I am trying to describe and illustrate current similarities and differences between binary CFA and IRT for my thesis. The default estimation method in Mplus for categorical CFA is WLSMV. To run an IRT model, the example in your manual suggests to use MLR as the estimation method. When I use MLR, is the data input still the tetrachoric correlation matrix or is the original response data matrix used?
I don't think there is a difference between CFA of categorical variables and IRT. It is sometimes claimed but I don't agree. Which estimator is typically used may differ, but that's not essential. MLR uses the raw data, not a sample tetrachoric correlation matrix.
Thank you for your quick response. I agree, the differences do not seem fundamental, more traditional and they are disappearing, which doesn't make it easier to describe.
Some people say the difference is where the marginalization occurs. I'm in the process of understanding this. Since ML(R) uses the raw response data, is the marginalization done on the observed categories (instead of the latent response variables)? And is the integration over the number of factors (instead of the number of items)?
Can I ask for a reference to ML and MLR estimation of categorical CFA in Mplus?
The ML(R) approach is the same as the "marginal ML (MML)" approach described in e.g. Bock's work. So using the raw data and integrating over the factors using numerical integration. MML being contrasted with "conditional ML" used e.g. with Rasch approaches.
Assuming normal factors, probit (normal ogive) item-factor relations, and conditional independence, the assumptions are the same for ML and for WLSMV, where the latter uses tetrachorics. This is because those assumptions correspond to assuming multivariate normal underlying continuous latent response variables behind the categorical outcomes. So WLSMV only uses 1st- and 2nd-order information, whereas ML goes all the way up to the highest order. The loss of info appears small, however. ML doesn't fit the model to these sample tetrachorics, so perhaps one can say that WLSMV marginalizes in a different way. It's a matter of estimator differences rather than model differences.
Thank you, that is very helpful just like many other subjects on the discussion board. I think the pieces are falling into place now.
One very final question. I have done a simple simulation study. I've generated 10 data sets with 10 items and one factor. I have analyzed these with ACER's ConQuest software for Rasch models (which also applies MML/EM). I'm able to transform the Rasch parameters into what I call typical IRT parameters (by transforming the variance of the latent factor to 1 and using the logit/probit approximation). Then I can transform these typical difficulties and discrimination into thresholds and a loading estimate (loadings are constrained to be equal).

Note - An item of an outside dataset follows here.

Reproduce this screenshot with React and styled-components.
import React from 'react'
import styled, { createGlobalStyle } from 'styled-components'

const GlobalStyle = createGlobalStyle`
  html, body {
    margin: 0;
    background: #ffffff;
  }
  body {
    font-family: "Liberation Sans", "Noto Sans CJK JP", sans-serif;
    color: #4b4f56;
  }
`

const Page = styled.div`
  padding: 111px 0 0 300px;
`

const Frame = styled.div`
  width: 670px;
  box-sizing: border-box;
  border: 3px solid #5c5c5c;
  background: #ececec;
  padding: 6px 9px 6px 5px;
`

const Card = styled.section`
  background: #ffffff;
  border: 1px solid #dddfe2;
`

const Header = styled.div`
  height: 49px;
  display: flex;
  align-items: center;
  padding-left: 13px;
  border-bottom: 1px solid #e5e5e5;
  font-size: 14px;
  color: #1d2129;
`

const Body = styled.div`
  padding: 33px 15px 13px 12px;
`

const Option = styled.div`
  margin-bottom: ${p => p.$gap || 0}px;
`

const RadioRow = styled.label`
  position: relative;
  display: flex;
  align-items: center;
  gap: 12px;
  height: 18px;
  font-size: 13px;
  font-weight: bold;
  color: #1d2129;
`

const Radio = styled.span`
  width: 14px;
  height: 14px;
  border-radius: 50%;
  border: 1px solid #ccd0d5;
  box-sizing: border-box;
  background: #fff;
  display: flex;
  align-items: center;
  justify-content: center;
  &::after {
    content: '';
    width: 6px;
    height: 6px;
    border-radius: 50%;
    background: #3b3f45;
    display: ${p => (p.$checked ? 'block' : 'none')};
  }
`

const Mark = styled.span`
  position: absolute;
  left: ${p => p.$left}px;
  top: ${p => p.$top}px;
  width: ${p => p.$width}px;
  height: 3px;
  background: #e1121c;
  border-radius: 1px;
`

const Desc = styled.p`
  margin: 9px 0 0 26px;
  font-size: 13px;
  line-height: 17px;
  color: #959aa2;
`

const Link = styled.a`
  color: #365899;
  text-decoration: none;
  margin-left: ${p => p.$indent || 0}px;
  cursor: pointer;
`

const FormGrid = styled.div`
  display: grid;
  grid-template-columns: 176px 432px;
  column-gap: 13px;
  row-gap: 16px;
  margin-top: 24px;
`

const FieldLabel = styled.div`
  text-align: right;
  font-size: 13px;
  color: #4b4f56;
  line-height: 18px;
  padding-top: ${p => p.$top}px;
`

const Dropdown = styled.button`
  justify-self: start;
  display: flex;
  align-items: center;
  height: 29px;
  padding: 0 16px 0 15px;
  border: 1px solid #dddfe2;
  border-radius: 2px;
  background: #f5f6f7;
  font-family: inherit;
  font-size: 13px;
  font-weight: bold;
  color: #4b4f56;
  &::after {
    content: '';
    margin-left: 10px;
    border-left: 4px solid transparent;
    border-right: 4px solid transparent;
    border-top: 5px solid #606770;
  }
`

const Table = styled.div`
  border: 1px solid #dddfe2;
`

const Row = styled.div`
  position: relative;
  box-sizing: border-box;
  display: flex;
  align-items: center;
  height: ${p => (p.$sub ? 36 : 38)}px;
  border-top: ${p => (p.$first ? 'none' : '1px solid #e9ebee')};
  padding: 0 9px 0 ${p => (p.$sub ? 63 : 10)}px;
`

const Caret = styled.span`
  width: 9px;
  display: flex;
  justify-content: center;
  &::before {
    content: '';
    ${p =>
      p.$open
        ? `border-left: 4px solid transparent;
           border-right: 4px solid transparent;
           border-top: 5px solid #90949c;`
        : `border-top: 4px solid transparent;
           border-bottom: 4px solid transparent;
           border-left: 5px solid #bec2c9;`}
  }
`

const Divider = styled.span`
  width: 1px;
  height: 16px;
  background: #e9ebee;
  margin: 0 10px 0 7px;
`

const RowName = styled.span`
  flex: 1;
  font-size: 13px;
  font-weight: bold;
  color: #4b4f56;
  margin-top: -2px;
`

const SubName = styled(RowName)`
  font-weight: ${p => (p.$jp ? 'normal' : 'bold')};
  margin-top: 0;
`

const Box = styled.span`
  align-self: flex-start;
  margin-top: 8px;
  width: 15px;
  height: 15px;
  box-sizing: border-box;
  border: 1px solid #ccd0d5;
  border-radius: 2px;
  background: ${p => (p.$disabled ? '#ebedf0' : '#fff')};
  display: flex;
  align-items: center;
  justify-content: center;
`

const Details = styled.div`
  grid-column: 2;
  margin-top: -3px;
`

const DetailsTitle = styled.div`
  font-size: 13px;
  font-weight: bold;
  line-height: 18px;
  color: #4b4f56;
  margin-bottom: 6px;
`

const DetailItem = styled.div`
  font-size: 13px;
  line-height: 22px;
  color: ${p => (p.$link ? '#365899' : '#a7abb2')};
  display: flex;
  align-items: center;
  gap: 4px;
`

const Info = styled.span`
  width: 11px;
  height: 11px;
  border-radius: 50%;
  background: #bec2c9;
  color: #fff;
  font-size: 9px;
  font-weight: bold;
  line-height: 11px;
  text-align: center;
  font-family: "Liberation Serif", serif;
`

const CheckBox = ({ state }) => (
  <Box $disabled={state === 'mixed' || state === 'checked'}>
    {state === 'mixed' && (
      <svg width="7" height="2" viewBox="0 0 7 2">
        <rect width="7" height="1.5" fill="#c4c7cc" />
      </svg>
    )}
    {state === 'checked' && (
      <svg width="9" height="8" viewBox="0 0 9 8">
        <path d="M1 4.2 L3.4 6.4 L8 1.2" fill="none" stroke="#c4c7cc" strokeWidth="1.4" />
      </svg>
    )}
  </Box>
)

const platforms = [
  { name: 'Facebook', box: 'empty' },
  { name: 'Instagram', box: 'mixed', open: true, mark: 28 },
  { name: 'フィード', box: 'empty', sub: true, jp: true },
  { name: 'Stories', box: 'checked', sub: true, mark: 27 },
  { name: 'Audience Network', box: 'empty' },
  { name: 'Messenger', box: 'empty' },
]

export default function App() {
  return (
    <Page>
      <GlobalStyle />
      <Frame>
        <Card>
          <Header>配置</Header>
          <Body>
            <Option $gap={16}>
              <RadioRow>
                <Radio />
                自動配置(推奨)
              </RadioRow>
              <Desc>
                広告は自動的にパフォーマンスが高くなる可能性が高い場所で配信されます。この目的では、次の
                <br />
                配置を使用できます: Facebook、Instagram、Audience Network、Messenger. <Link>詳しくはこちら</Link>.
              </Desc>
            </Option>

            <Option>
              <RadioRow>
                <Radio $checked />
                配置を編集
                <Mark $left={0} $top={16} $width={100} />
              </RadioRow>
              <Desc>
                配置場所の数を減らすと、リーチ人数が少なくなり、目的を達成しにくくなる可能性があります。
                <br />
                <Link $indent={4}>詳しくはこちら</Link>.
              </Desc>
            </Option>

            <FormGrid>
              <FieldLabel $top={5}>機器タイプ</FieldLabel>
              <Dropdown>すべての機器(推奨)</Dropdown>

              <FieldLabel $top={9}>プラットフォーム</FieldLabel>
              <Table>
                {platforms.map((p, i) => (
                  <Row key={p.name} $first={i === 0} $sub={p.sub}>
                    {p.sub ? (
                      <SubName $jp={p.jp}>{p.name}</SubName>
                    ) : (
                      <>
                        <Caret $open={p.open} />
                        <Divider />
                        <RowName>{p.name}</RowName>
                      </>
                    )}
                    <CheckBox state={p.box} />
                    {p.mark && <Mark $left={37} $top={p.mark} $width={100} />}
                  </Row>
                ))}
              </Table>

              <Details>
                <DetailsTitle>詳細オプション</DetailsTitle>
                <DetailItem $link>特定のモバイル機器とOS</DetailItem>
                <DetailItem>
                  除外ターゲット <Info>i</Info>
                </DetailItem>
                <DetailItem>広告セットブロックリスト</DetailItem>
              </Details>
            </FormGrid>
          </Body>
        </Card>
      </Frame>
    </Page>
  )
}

The loading, thresholds, typical IRT discrimination and difficulties are very close to the Mplus results using the WLSMV. The IRT parameters are almost identical when I use ML(R). However, the loading and thresholds are about 2.25 times larger using ML(R) than using WLSMV.
The variance of the factor is 1 in both instances, but the loading in the ML(R) case is larger than 1. (I'm using Mplus 5.)

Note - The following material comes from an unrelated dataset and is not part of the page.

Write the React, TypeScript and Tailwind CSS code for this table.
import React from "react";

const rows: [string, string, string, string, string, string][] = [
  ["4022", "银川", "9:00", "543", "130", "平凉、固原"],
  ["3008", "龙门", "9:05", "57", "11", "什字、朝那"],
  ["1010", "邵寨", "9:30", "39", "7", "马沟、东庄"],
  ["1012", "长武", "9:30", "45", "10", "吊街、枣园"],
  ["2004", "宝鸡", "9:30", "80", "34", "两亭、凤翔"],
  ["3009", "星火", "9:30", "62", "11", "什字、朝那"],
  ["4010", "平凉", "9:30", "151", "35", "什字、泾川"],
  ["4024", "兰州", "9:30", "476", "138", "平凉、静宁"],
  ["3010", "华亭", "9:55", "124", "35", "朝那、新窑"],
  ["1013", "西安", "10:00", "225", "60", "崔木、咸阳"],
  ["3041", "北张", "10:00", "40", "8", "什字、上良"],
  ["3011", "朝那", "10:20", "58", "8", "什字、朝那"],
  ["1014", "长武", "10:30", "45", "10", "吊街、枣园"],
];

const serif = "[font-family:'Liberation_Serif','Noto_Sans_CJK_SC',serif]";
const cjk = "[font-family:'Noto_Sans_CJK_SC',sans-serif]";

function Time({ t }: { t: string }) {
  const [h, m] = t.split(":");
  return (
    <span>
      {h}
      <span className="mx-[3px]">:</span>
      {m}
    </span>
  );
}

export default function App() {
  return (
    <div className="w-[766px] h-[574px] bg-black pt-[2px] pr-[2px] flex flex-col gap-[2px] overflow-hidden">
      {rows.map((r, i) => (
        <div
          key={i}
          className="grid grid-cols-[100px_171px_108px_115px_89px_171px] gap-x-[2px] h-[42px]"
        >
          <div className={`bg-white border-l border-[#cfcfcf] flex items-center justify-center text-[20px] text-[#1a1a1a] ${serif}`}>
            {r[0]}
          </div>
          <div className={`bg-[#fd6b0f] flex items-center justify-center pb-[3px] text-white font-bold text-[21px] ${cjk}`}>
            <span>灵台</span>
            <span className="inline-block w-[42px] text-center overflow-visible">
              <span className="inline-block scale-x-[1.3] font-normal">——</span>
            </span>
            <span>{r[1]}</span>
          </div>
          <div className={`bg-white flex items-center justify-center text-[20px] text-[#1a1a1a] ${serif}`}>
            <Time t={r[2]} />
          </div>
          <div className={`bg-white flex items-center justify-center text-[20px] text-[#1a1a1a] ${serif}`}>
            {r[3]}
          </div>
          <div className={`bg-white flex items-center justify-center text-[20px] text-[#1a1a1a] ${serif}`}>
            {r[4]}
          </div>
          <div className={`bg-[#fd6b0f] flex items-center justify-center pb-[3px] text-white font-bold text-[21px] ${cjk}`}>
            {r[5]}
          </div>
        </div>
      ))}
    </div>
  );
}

I am confused by your second to last paragraph. First you say that the IRT par's are close to WLSMV. Then you say the IRT par's are almost the same as ML. And then you seem to contradict the first 2 sentences by saying that WLSMV is different from ML. Please clarify.
Sorry for the confusion. Here a more structured description:
From ConQuest estimates, I compute (1) typical IRT parameter estimates (discrimination and difficulties) and (2) CFA parameter estimates (loading and thresholds).
When I use WLSMV in Mplus, both (1) and (2) from the Mplus output are very close to my transformed ConQuest estimates.
When I use MLR in Mlus, (1) is identical to my transformed ConQuest estimates, but (2) is about 2.25 times larger. The loading is bigger than 1 (about 1.4), while it is about 0.6 when I use WLSMV and ConQuest. The thresholds differ by the same factor.
The variance of the factor is fixed to 1 and the loadings constrained to be equal in all instances above.
I see now that lambda(MLR)=1.7*alpha(MLR), so it has something to do with the logit-probit approximation. I think I can work it out and I'll check results with Mplus 6.12 first.